Skagit River Eagle Photography…& a January Swim In The River (Not Recommended)

Since returning to WA State at the beginning of the new year, after 10 years in sun, we’ve had to adjust to the colder new surrounding. It has been a fairly easy adjustment thanks to our electric blanket. We’ve made a choice to give ourselves one day off from computer work and sessions, each week, to regroup and explore the state no matter how cold it is outside. We decided to start a WA State Bucket List and we’ll try to post Blogs of our more scenic journeys. It is always an adventure with Some Like It Shot!


It was a crisp January morning, when Holland, my dad, our friend Ken and myself packed into our cars and headed North to view the Skagit River Bald Eagle migration. This was our very 1st time viewing the migration. When we arrived the sun was just barely rising above the mountains, it was a mere 29 degrees outside. The light gleamed on frost, turning simple branches into a magical multicolored glitter wonderland.
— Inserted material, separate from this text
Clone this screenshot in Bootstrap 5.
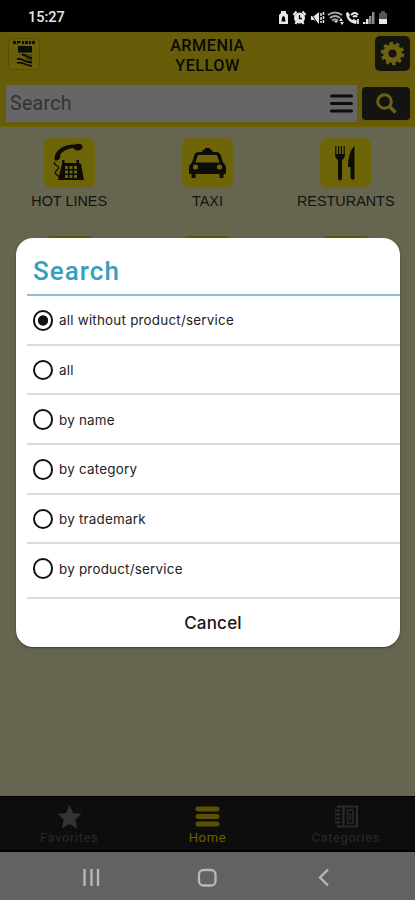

Ken was the first to set up. We brought two 100-400mm lenses so that we had a chance to photograph the magnificent birds a little closer than our 70-200mm lens could provide. Overall we are happy we did, the results wouldn’t have been the same.


As soon as the rest of us reached the river we spotted our first Eagle of the morning soaring high above us. This was pretty amazing, we were there less than 5 minutes and already had our first sighting and photos.


Not a minute later, Holland handed me his camera and said with a big grin, “I have an idea, take my picture!”. My immediate reaction was skepticism, Holland is not usually so eager to be photographed…and then I saw him hand his phone and keys to my dad. All I could think was “Oh great, what kind of IDEA does he have?!”. Then I saw it… a Rope Swing…a fire hose looking rope swing tied to a brittle frozen tree by the river, clearly not meant for winter adventures. Holland was already in Ranger mode (as I like to call it), he was determined and 99.9% self confident that he was going to get a photo of himself braving a rope swing over WA State’s 3rd fastest (and currently very cold) river. Ken & my dad didn’t think he would go through with it but I knew otherwise. I did everything in my power to stop him from attempting this and before any of us were ready to take photos he launched…, well, here’s how it went….


With strange scream that didn’t quite fully resemble a word, but more of a loud grunt of defeat, Holland slipped off the frozen rope into the freezing cold river. On shore, we went in panic mode. It was a life or death moment waiting for him to surface and our hearts all skipped a beat. My dad looked up as he heard the water, not knowing that Holland launched. I felt the urge to run to the path and start my way down river just incase, and Ken was swift to set his camera down making his way to the steep bank.


A little known fact about Holland: When he was an Army Ranger he completed several special op courses including Combat Dive School (A Special Forces School). The second I saw him swimming to shore I felt that he would be OK, if I tried to help him and in anyway got in the river myself I knew I would have no chance – I am a horrible swimmer and have a huge fear of water with currents (rightfully so). I was in limbo with what to do so I took photos while Ken & my dad linked arms and pulled him safely to shore where he stood steaming in the bitter cold asking if I was able to get any photos.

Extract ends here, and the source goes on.